One of the downsides of sailing in the Southern Oceans is that you don't see any other shipping. It's been a few days since we last saw another vessel and although some of the other Clipper Race yachts are in the same area they remain out of sight, except on the navigations systems.
Indeed, I understand that some single handed sailors in this area have worked out that, at times, their nearest neighbours will be the astronauts carrying out their experiments on the International Space Station 300 kms above their heads.
However, we do have company of another kind in the seabirds and especially that iconic bird of the Southern Oceans, the albatross, and this patch of ocean that we find ourselves in today is particularly rich in these solitary birds that spend the first 5 years of their life at sea before returning to their place of birth to breed.
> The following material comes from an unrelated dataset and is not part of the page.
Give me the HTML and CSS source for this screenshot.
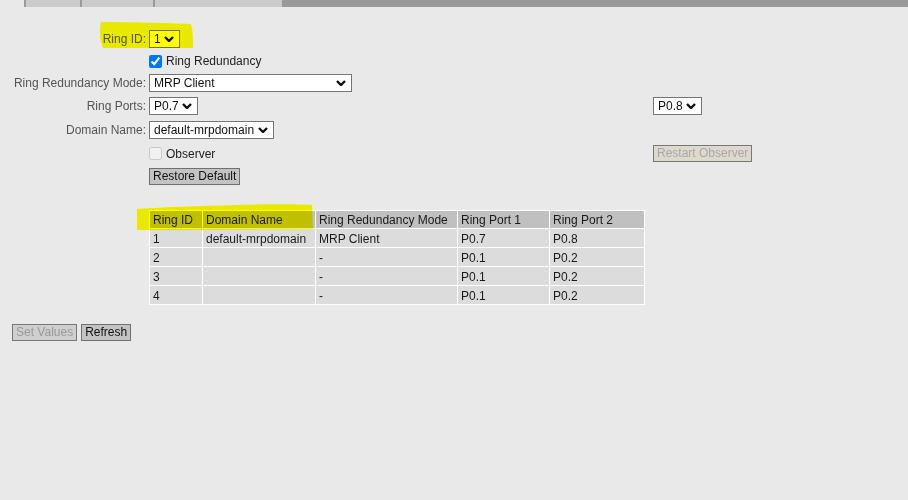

The aerial skills of these majestic birds, with their 2 metre wingspan, would be then envy of any fighter pilot and their grace, the envy of any dancer. One moment the albatross may be gliding alongside us, turning its head to look at these strange beings that are intruding on their patch of sea, then, with no apparent movement of their wings or tail, they soar into the sky to hover for a few seconds before banking away and plunging down wind at incredible speeds only to turn and glide back over the sea with their wingtips inches away from the surface, and all this without a single beat of their wings. They truly are a bird that is pefectly adapted for its surroundings.
How the albatross manages to find its food in these seas is a mystery but the fact that it has done so for so long is testament to their abilities and a Round the World yacthsman's life would be poorer without them.